◆ ENTRIES

——————

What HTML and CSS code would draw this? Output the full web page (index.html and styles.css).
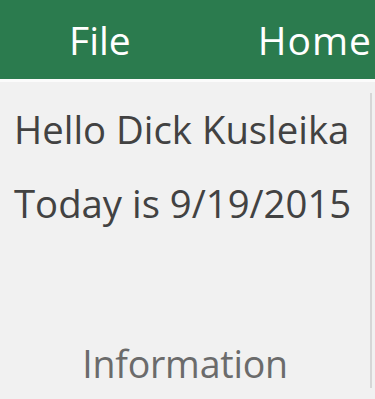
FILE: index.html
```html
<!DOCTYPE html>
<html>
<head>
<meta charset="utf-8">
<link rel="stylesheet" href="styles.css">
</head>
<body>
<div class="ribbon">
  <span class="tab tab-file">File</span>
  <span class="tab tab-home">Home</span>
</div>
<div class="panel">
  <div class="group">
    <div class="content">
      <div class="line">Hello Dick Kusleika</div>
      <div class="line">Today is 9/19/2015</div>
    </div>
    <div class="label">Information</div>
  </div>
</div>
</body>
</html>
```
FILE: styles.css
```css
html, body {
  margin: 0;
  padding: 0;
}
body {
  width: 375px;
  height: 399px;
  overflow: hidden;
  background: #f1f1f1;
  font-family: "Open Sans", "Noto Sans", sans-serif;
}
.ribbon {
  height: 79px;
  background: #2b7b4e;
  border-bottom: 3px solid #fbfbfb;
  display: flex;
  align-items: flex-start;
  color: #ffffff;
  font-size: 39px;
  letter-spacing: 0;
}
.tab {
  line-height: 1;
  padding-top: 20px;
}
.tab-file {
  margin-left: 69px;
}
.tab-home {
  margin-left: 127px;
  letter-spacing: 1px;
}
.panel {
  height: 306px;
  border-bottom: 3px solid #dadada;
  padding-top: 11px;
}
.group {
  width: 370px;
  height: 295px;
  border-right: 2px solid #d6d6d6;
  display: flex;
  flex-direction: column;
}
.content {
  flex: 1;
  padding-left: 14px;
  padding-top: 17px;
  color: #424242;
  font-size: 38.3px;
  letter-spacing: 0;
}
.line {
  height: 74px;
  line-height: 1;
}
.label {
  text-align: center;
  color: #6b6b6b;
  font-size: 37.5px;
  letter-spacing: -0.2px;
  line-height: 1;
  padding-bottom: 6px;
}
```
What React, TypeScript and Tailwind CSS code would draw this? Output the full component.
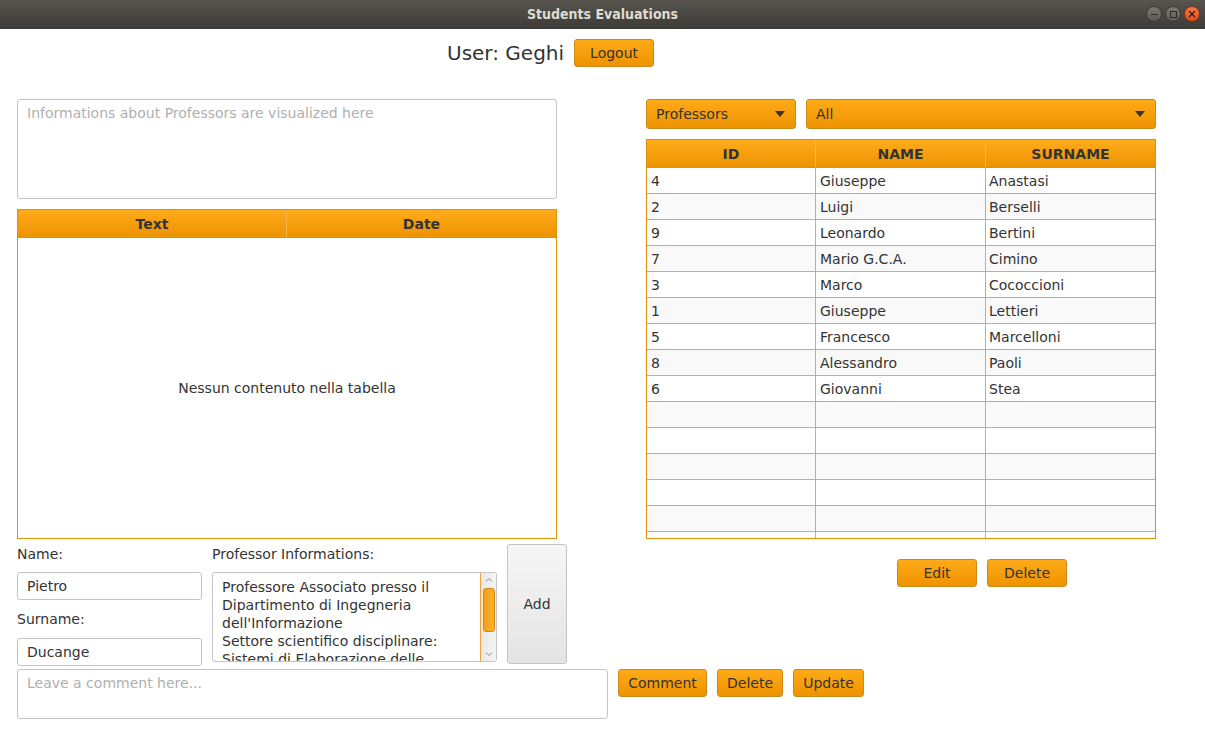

——————

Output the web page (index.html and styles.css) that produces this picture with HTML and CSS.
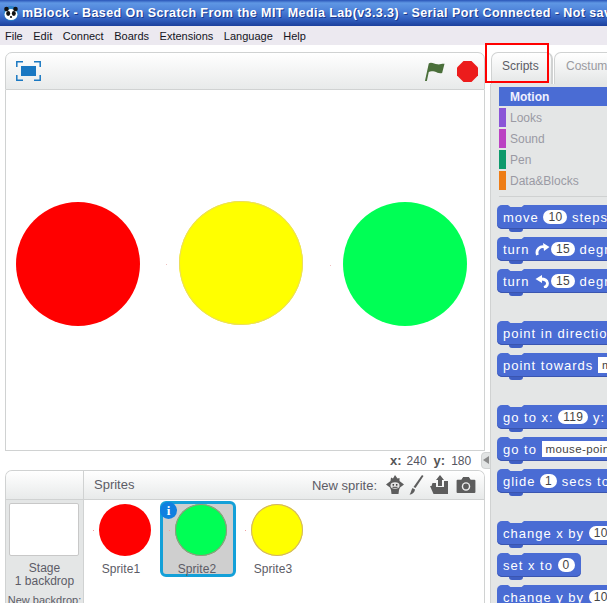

——————

◆ WORK REQUIRED
Take only the lines above from the one that has "What HTML and" through the one that has "What React, TypeScript" and reproduce them exactly, omitting any pictures.

◆ TASK RESULT
What HTML and CSS code would draw this? Output the full web page (index.html and styles.css).
FILE: index.html
```html
<!DOCTYPE html>
<html>
<head>
<meta charset="utf-8">
<link rel="stylesheet" href="styles.css">
</head>
<body>
<div class="ribbon">
  <span class="tab tab-file">File</span>
  <span class="tab tab-home">Home</span>
</div>
<div class="panel">
  <div class="group">
    <div class="content">
      <div class="line">Hello Dick Kusleika</div>
      <div class="line">Today is 9/19/2015</div>
    </div>
    <div class="label">Information</div>
  </div>
</div>
</body>
</html>
```
FILE: styles.css
```css
html, body {
  margin: 0;
  padding: 0;
}
body {
  width: 375px;
  height: 399px;
  overflow: hidden;
  background: #f1f1f1;
  font-family: "Open Sans", "Noto Sans", sans-serif;
}
.ribbon {
  height: 79px;
  background: #2b7b4e;
  border-bottom: 3px solid #fbfbfb;
  display: flex;
  align-items: flex-start;
  color: #ffffff;
  font-size: 39px;
  letter-spacing: 0;
}
.tab {
  line-height: 1;
  padding-top: 20px;
}
.tab-file {
  margin-left: 69px;
}
.tab-home {
  margin-left: 127px;
  letter-spacing: 1px;
}
.panel {
  height: 306px;
  border-bottom: 3px solid #dadada;
  padding-top: 11px;
}
.group {
  width: 370px;
  height: 295px;
  border-right: 2px solid #d6d6d6;
  display: flex;
  flex-direction: column;
}
.content {
  flex: 1;
  padding-left: 14px;
  padding-top: 17px;
  color: #424242;
  font-size: 38.3px;
  letter-spacing: 0;
}
.line {
  height: 74px;
  line-height: 1;
}
.label {
  text-align: center;
  color: #6b6b6b;
  font-size: 37.5px;
  letter-spacing: -0.2px;
  line-height: 1;
  padding-bottom: 6px;
}
```
What React, TypeScript and Tailwind CSS code would draw this? Output the full component.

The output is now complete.